Comme la famille des Baudoin de Flandre, qui est sa principale rivale en Francie, la maison de Vermandois prospère dans le dernier quart du IXe siècle en jouant de la rivalité entre Carolingiens et Robertiens : entre 886 et 899, Herbert Ier obtient les comtés de Soissons, de Meaux et de Mézerais, la forteresse de Château-Thierry, l'abbatiat laïc de Saint-Crépin et Saint-Médard de Soissons. En 896, nouvellement rallié au roi Eudes, il obtient de surcroît le comté de Vermandois et l'abbatiat laïc de Saint-Quentin. Toutes ces positions sont les fondements d'une principauté territoriale que la famille de Vermandois entend établir en Francie : Herbert II conforte les positions acquises par son père, n'hésite pas à garder en prison le roi Charles le Simple, capturé en 923 lors d'une révolte des grands du royaume, et étend sa puissance aux dépens des possessions de l'église de Reims en faisant élire archevêque son fils, Hugues, qui n'a que 5 ans. Herbert II entend occuper en Francie la première place après le roi ; dans les années 930-936 la maison de Vermandois apparaît ainsi comme la plus puissante dans le nord du royaume, situation qui amène les Robertiens à se rallier au Carolingien Louis IV et à le reconnaître pour roi.

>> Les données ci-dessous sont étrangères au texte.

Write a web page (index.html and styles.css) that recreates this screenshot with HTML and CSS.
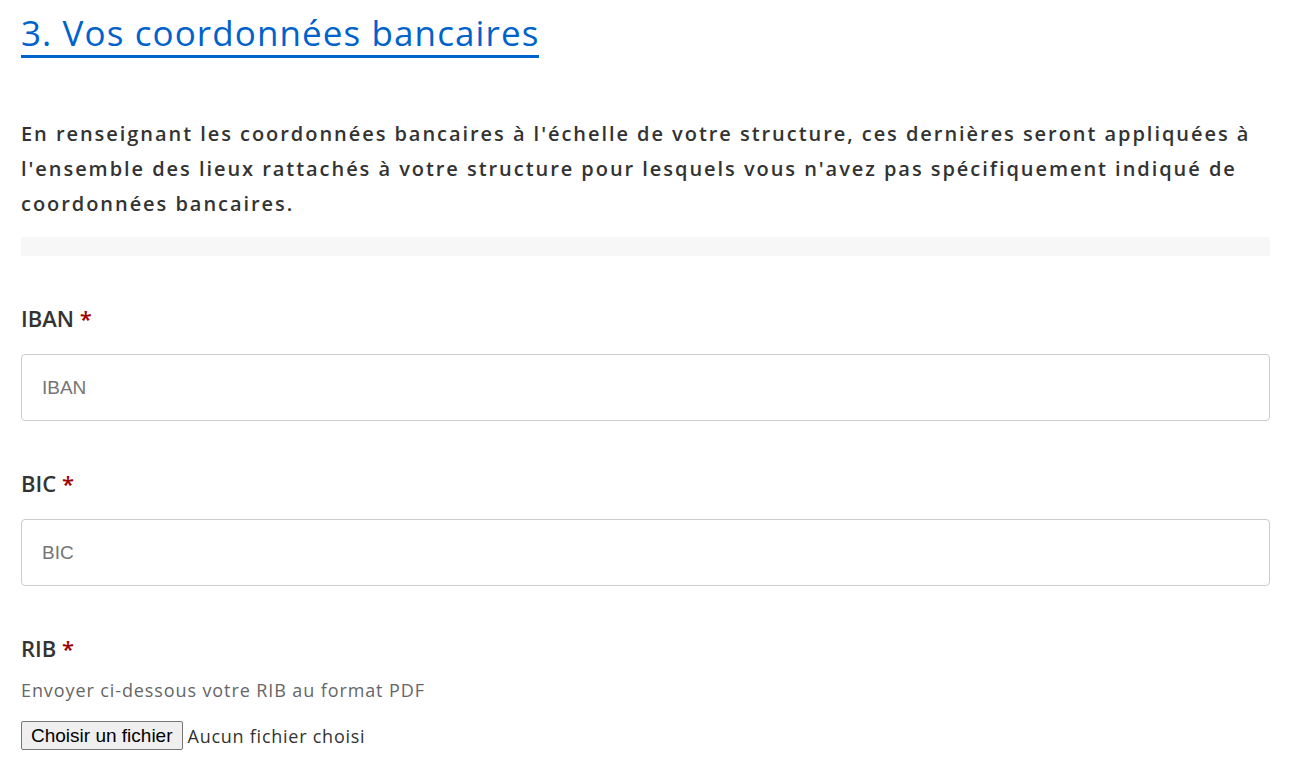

À la mort d'Herbert II (23 février 943), ses fils se disputent son héritage, et ce conflit, qui dure jusqu'en 946, fait perdre à la maison de Vermandois la prééminence qu'elle avait acquise. Herbert III reste en possession des comtés les plus importants et se met au service du roi Lothaire, qui lui confère en 967 le titre de comte palatin. Herbert porte aussi celui de comes Francorum, par analogie avec le titre de dux Francorum porté par les Robertiens. Mort sans héritier direct entre 980 et 984, Herbert III est le dernier représentant de la maison de Vermandois, dont les possessions à l'est de la Francie sont la première ébauche de la maison de Champagne, qui prend sa succession au début du XIe siècle.